[DATA SHOWN]

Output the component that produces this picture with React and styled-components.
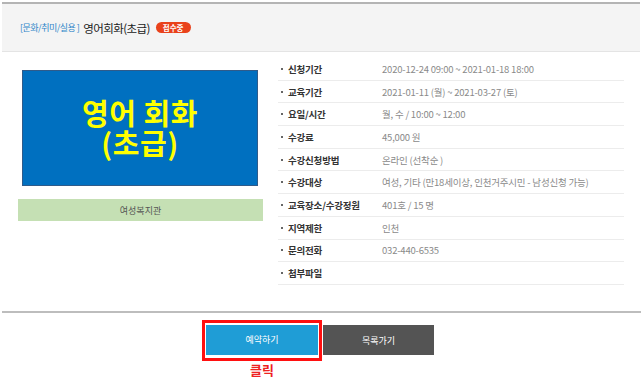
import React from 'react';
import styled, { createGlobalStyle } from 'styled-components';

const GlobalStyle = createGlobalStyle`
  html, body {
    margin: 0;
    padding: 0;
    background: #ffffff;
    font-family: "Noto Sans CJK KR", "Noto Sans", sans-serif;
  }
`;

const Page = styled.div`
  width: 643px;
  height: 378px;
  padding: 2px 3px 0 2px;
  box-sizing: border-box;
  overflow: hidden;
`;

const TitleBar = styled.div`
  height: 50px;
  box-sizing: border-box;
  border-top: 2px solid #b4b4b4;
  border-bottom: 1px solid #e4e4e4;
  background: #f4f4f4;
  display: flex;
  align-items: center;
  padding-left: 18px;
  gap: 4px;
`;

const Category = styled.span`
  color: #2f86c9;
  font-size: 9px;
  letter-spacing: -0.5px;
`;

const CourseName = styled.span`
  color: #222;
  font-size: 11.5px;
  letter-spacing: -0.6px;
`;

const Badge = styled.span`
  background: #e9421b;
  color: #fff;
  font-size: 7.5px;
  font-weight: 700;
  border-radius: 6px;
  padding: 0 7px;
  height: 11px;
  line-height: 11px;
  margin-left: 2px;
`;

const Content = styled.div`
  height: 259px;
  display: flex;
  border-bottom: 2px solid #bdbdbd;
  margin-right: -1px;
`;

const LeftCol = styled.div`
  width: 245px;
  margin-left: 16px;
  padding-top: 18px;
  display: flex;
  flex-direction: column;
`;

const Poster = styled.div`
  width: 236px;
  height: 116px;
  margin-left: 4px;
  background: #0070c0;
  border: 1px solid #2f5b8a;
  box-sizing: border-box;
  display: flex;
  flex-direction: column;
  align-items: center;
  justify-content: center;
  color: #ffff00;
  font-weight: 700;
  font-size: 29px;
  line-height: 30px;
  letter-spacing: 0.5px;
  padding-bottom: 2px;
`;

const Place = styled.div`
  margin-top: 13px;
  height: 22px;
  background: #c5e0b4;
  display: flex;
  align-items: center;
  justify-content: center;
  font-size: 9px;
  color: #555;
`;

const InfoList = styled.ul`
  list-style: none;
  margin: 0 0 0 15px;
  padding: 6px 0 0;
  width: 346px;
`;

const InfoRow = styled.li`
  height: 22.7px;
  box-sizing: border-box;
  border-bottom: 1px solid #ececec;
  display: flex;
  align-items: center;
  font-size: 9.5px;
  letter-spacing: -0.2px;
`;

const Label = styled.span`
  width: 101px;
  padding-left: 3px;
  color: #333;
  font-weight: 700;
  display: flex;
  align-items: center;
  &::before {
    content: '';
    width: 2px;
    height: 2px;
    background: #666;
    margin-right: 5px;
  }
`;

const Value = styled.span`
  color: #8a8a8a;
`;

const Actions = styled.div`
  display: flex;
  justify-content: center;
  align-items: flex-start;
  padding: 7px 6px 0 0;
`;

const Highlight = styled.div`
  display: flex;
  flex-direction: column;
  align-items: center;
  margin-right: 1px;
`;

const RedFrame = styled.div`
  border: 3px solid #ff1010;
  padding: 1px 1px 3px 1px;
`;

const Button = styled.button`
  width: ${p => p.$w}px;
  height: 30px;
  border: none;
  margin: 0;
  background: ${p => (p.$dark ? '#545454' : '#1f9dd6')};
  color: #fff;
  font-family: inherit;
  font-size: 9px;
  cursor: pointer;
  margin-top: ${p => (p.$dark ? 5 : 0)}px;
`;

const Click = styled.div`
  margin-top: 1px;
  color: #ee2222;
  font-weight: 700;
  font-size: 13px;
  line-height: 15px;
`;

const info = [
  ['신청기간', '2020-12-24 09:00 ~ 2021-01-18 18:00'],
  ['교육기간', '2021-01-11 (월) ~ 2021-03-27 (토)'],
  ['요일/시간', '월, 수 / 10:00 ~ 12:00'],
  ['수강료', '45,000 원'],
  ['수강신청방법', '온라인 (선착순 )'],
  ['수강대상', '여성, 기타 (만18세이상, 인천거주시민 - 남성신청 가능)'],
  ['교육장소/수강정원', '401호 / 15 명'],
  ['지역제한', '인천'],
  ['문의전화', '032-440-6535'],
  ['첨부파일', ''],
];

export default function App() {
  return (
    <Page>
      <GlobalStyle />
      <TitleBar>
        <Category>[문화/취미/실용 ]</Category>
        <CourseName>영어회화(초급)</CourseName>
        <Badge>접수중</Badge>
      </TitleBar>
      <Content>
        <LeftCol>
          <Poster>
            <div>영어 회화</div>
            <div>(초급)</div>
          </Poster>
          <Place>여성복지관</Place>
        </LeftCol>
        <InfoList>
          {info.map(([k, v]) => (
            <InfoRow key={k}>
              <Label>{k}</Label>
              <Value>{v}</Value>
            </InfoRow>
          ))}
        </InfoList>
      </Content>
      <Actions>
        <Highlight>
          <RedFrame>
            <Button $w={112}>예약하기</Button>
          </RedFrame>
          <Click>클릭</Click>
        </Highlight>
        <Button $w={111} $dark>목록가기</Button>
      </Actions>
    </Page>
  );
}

[EXERCISE TASK] Do not include the images; transcribe the rest of the listing exactly.

[EXERCISE ANSWER]
Output the component that produces this picture with React and styled-components.
import React from 'react';
import styled, { createGlobalStyle } from 'styled-components';

const GlobalStyle = createGlobalStyle`
  html, body {
    margin: 0;
    padding: 0;
    background: #ffffff;
    font-family: "Noto Sans CJK KR", "Noto Sans", sans-serif;
  }
`;

const Page = styled.div`
  width: 643px;
  height: 378px;
  padding: 2px 3px 0 2px;
  box-sizing: border-box;
  overflow: hidden;
`;

const TitleBar = styled.div`
  height: 50px;
  box-sizing: border-box;
  border-top: 2px solid #b4b4b4;
  border-bottom: 1px solid #e4e4e4;
  background: #f4f4f4;
  display: flex;
  align-items: center;
  padding-left: 18px;
  gap: 4px;
`;

const Category = styled.span`
  color: #2f86c9;
  font-size: 9px;
  letter-spacing: -0.5px;
`;

const CourseName = styled.span`
  color: #222;
  font-size: 11.5px;
  letter-spacing: -0.6px;
`;

const Badge = styled.span`
  background: #e9421b;
  color: #fff;
  font-size: 7.5px;
  font-weight: 700;
  border-radius: 6px;
  padding: 0 7px;
  height: 11px;
  line-height: 11px;
  margin-left: 2px;
`;

const Content = styled.div`
  height: 259px;
  display: flex;
  border-bottom: 2px solid #bdbdbd;
  margin-right: -1px;
`;

const LeftCol = styled.div`
  width: 245px;
  margin-left: 16px;
  padding-top: 18px;
  display: flex;
  flex-direction: column;
`;

const Poster = styled.div`
  width: 236px;
  height: 116px;
  margin-left: 4px;
  background: #0070c0;
  border: 1px solid #2f5b8a;
  box-sizing: border-box;
  display: flex;
  flex-direction: column;
  align-items: center;
  justify-content: center;
  color: #ffff00;
  font-weight: 700;
  font-size: 29px;
  line-height: 30px;
  letter-spacing: 0.5px;
  padding-bottom: 2px;
`;

const Place = styled.div`
  margin-top: 13px;
  height: 22px;
  background: #c5e0b4;
  display: flex;
  align-items: center;
  justify-content: center;
  font-size: 9px;
  color: #555;
`;

const InfoList = styled.ul`
  list-style: none;
  margin: 0 0 0 15px;
  padding: 6px 0 0;
  width: 346px;
`;

const InfoRow = styled.li`
  height: 22.7px;
  box-sizing: border-box;
  border-bottom: 1px solid #ececec;
  display: flex;
  align-items: center;
  font-size: 9.5px;
  letter-spacing: -0.2px;
`;

const Label = styled.span`
  width: 101px;
  padding-left: 3px;
  color: #333;
  font-weight: 700;
  display: flex;
  align-items: center;
  &::before {
    content: '';
    width: 2px;
    height: 2px;
    background: #666;
    margin-right: 5px;
  }
`;

const Value = styled.span`
  color: #8a8a8a;
`;

const Actions = styled.div`
  display: flex;
  justify-content: center;
  align-items: flex-start;
  padding: 7px 6px 0 0;
`;

const Highlight = styled.div`
  display: flex;
  flex-direction: column;
  align-items: center;
  margin-right: 1px;
`;

const RedFrame = styled.div`
  border: 3px solid #ff1010;
  padding: 1px 1px 3px 1px;
`;

const Button = styled.button`
  width: ${p => p.$w}px;
  height: 30px;
  border: none;
  margin: 0;
  background: ${p => (p.$dark ? '#545454' : '#1f9dd6')};
  color: #fff;
  font-family: inherit;
  font-size: 9px;
  cursor: pointer;
  margin-top: ${p => (p.$dark ? 5 : 0)}px;
`;

const Click = styled.div`
  margin-top: 1px;
  color: #ee2222;
  font-weight: 700;
  font-size: 13px;
  line-height: 15px;
`;

const info = [
  ['신청기간', '2020-12-24 09:00 ~ 2021-01-18 18:00'],
  ['교육기간', '2021-01-11 (월) ~ 2021-03-27 (토)'],
  ['요일/시간', '월, 수 / 10:00 ~ 12:00'],
  ['수강료', '45,000 원'],
  ['수강신청방법', '온라인 (선착순 )'],
  ['수강대상', '여성, 기타 (만18세이상, 인천거주시민 - 남성신청 가능)'],
  ['교육장소/수강정원', '401호 / 15 명'],
  ['지역제한', '인천'],
  ['문의전화', '032-440-6535'],
  ['첨부파일', ''],
];

export default function App() {
  return (
    <Page>
      <GlobalStyle />
      <TitleBar>
        <Category>[문화/취미/실용 ]</Category>
        <CourseName>영어회화(초급)</CourseName>
        <Badge>접수중</Badge>
      </TitleBar>
      <Content>
        <LeftCol>
          <Poster>
            <div>영어 회화</div>
            <div>(초급)</div>
          </Poster>
          <Place>여성복지관</Place>
        </LeftCol>
        <InfoList>
          {info.map(([k, v]) => (
            <InfoRow key={k}>
              <Label>{k}</Label>
              <Value>{v}</Value>
            </InfoRow>
          ))}
        </InfoList>
      </Content>
      <Actions>
        <Highlight>
          <RedFrame>
            <Button $w={112}>예약하기</Button>
          </RedFrame>
          <Click>클릭</Click>
        </Highlight>
        <Button $w={111} $dark>목록가기</Button>
      </Actions>
    </Page>
  );
}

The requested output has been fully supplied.